A mutex provides exclusive access across sessions. Under the hood it acquires all tokens of an ephemeral semaphore — no createSemaphore call is needed.

Blocking lock

ts
for await (const session of client.openSession(
  '/local/my-app',
  { recoveryWindow: 15_000 },
  signal
)) {
  try {
    await using lock = await session.mutex('job-lock').lock()

    await doWork(lock.signal)
    // lock.release() called automatically
  } catch {
    if (session.signal.aborted) continue
    throw error
  }

  break
}

Non-blocking try

tryLock() returns null immediately if the mutex is already held by another session.

ts
await using session = await client.createSession('/local/my-app', {}, signal)

const lock = await session.mutex('job-lock').tryLock()
if (!lock) {
  console.log('mutex busy — skipping')
  return
}

await using _ = lock
await doWork(lock.signal)

lock.signal aborts when the lock is lost (e.g. session expired), so you can pass it to downstream operations to have them cancel automatically.

Semaphore

A semaphore controls concurrent access with a configurable token count.

Create and acquire

ts
await using session = await client.createSession('/local/my-app', {}, signal)
const sem = session.semaphore('connections')

// Create once (catch AlreadyExists if it may already exist)
await sem.create({ limit: 10 })

// Acquire one token — blocks until a token is available
await using lease = await sem.acquire({ count: 1 })
await doWork(lease.signal)
// lease.release() called automatically

Ephemeral semaphore

With ephemeral: true the server creates the semaphore on first acquire and deletes it when the last token is released — no prior create() call needed.

ts
const utf8 = new TextEncoder()

await using lease = await sem.acquire({
  count: 1,
  ephemeral: true,
  data: utf8.encode('worker-a:8080'), // optional per-token metadata
})

Non-blocking try

ts
const lease = await sem.tryAcquire({ count: 1 })
if (!lease) {
  console.log('semaphore at capacity')
  return
}

await using _ = lease
await doWork(lease.signal)

Watch for changes

watch() yields immediately with the current state and then again on every server-side change.

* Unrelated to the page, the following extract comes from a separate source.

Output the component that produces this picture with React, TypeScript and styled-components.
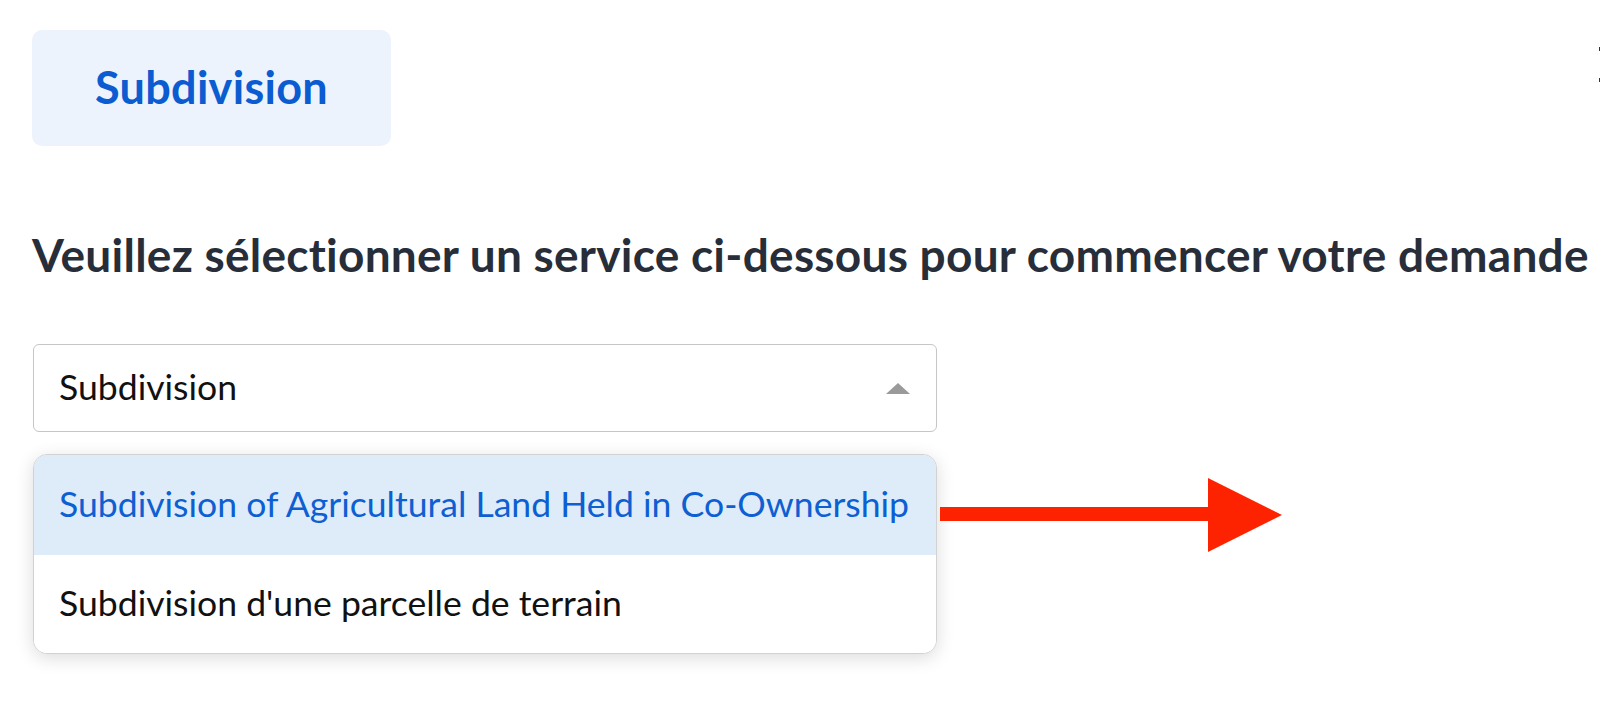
import React from "react";
import styled, { createGlobalStyle } from "styled-components";

const GlobalStyle = createGlobalStyle`
  html, body {
    margin: 0;
    padding: 0;
    background: #ffffff;
    overflow: hidden;
  }
  body {
    font-family: "Lato", "Open Sans", sans-serif;
  }
`;

const Page = styled.div`
  width: 1600px;
  height: 708px;
  box-sizing: border-box;
  padding: 30px 0 0 32px;
  display: flex;
  flex-direction: column;
`;

const TopRow = styled.div`
  display: flex;
  justify-content: space-between;
  align-items: flex-start;
`;

const ServiceTab = styled.div`
  width: 359px;
  height: 116px;
  border-radius: 10px;
  background: #ecf3fd;
  color: #0b5bd1;
  font-family: "Lato", sans-serif;
  font-weight: 700;
  font-size: 45px;
  letter-spacing: 0.3px;
  display: flex;
  align-items: center;
  justify-content: center;
  padding-bottom: 2px;
  box-sizing: border-box;
`;

const EdgeMarks = styled.div`
  width: 1px;
  padding-top: 17px;
  display: flex;
  flex-direction: column;
  gap: 27px;
`;

const EdgeMark = styled.span`
  display: block;
  width: 1px;
  height: 4px;
  background: #333;
`;

const Heading = styled.h2`
  margin: 81px 0 0 0;
  font-family: "Lato", sans-serif;
  font-weight: 700;
  font-size: 46px;
  line-height: 55px;
  color: #272e39;
  white-space: nowrap;
  letter-spacing: 0.25px;
`;

const SelectArea = styled.div`
  position: relative;
  margin-top: 62px;
  margin-left: 1px;
  width: 904px;
  display: flex;
  flex-direction: column;
  gap: 22px;
`;

const SelectBox = styled.div`
  height: 88px;
  box-sizing: border-box;
  border: 1px solid #c6c6c6;
  border-radius: 6px;
  background: #fff;
  padding: 0 26px 4px 25px;
  display: flex;
  align-items: center;
  justify-content: space-between;
  font-family: "Lato", sans-serif;
  font-size: 35.6px;
  color: #111;
`;

const Caret = styled.span`
  width: 0;
  height: 0;
  margin-top: 4px;
  border-left: 12px solid transparent;
  border-right: 12px solid transparent;
  border-bottom: 11px solid #9a9a9a;
`;

const Menu = styled.div`
  box-sizing: border-box;
  border: 1px solid #d2d2d2;
  border-radius: 14px;
  background: #fff;
  overflow: hidden;
  box-shadow: 0 4px 18px rgba(0, 0, 0, 0.14);
  display: flex;
  flex-direction: column;
`;

const Option = styled.div<{ $active?: boolean }>`
  height: ${(p) => (p.$active ? 100 : 98)}px;
  box-sizing: border-box;
  padding: 0 0 4px 25px;
  display: flex;
  align-items: center;
  font-family: "Lato", sans-serif;
  font-size: 35.6px;
  background: ${(p) => (p.$active ? "#deebf8" : "#ffffff")};
  color: ${(p) => (p.$active ? "#0d5fd2" : "#111111")};
  white-space: nowrap;
`;

const ArrowMark = styled.svg`
  position: absolute;
  left: 907px;
  top: 134px;
  overflow: visible;
`;

export default function App() {
  return (
    <>
      <GlobalStyle />
      <Page>
        <TopRow>
          <ServiceTab>Subdivision</ServiceTab>
          <EdgeMarks>
            <EdgeMark />
            <EdgeMark />
          </EdgeMarks>
        </TopRow>
        <Heading>
          Veuillez sélectionner un service ci-dessous pour commencer votre demande
        </Heading>
        <SelectArea>
          <SelectBox>
            <span>Subdivision</span>
            <Caret />
          </SelectBox>
          <Menu>
            <Option $active>Subdivision of Agricultural Land Held in Co-Ownership</Option>
            <Option>Subdivision d'une parcelle de terrain</Option>
          </Menu>
          <ArrowMark width="343" height="74" viewBox="0 0 343 74">
            <rect x="0" y="29" width="270" height="14" fill="#fe2300" />
            <polygon points="268,0 342,37 268,74" fill="#fe2300" />
          </ArrowMark>
        </SelectArea>
      </Page>
    </>
  );
}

After a session restart it delivers the latest state first — no stale data, no missed updates.

ts
for await (const session of client.openSession(
  '/local/my-app',
  { recoveryWindow: 15_000 },
  signal
)) {
  try {
    for await (const desc of session.semaphore('config').watch({ data: true })) {
      const config = JSON.parse(new TextDecoder().decode(desc.data))
      console.log('config updated:', config)
    }
  } catch {
    if (session.signal.aborted) continue
    throw error
  }

  break
}

Update semaphore data

ts
await using session = await client.createSession('/local/my-app', {}, signal)
await session.semaphore('config').update(new TextEncoder().encode(JSON.stringify({ version: 2 })))

Election

An election is a named semaphore where exactly one session can hold the single token at a time. The holder is the leader.

Campaign for leadership

campaign() blocks until this session wins the election.

ts
const utf8 = new TextEncoder()

for await (const session of client.openSession(
  '/local/my-app',
  { recoveryWindow: 15_000 },
  signal
)) {
  try {
    await using leadership = await session.election('primary').campaign(
      utf8.encode('worker-a:8080') // initial leader data (e.g. endpoint)
    )

    console.log('elected — starting leader work')

    // Update leader data without re-election; all observers see it immediately.
    await leadership.proclaim(utf8.encode('worker-a:9090'))

    // leadership.signal aborts when leadership is lost (session expired, resigned).
    await doLeaderWork(leadership.signal)

    // leadership.resign() called automatically here
  } catch {
    if (session.signal.aborted) continue
    throw error
  }

  break
}

Observe leader changes

observe() yields on every leader change: new leader elected, leader data updated via proclaim(), or leader resigned. state.signal aborts when the leader changes, making it easy to scope work to a single leadership term.

ts
for await (const session of client.openSession(
  '/local/my-app',
  { recoveryWindow: 15_000 },
  signal
)) {
  try {
    for await (const state of session.election('primary').observe()) {
      if (!state.data.length) {
        console.log('no leader')
        continue
      }

      const endpoint = new TextDecoder().decode(state.data)
      console.log(state.isMe ? 'i am leader:' : 'current leader:', endpoint)
    }
  } catch {
    if (session.signal.aborted) continue
    throw error
  }

  break
}

One-shot leader query

ts
await using session = await client.createSession('/local/my-app', {}, signal)
const leader = await session.election('primary').leader()
if (leader) {
  console.log('leader:', new TextDecoder().decode(leader.data))
}

Resource management with await using

Every resource implements Symbol.asyncDispose, making await using the safest way to manage lifetimes. Resources are disposed in reverse declaration order — guaranteed even if an exception is thrown.

ts
await using session = await client.createSession('/local/my-app', {}, signal)
await using _lock = await session.mutex('job').lock()
await using _lease = await session.semaphore('quota').acquire({ count: 1 })

await doWork()
// _lease.release()  ← first
// _lock.release()   ← second
// session.close()   ← last

Without await using the equivalent requires nested try/finally blocks — one per resource. await using eliminates nesting and makes forgetting to clean up impossible.

Node management

ts
const client = new CoordinationClient(driver)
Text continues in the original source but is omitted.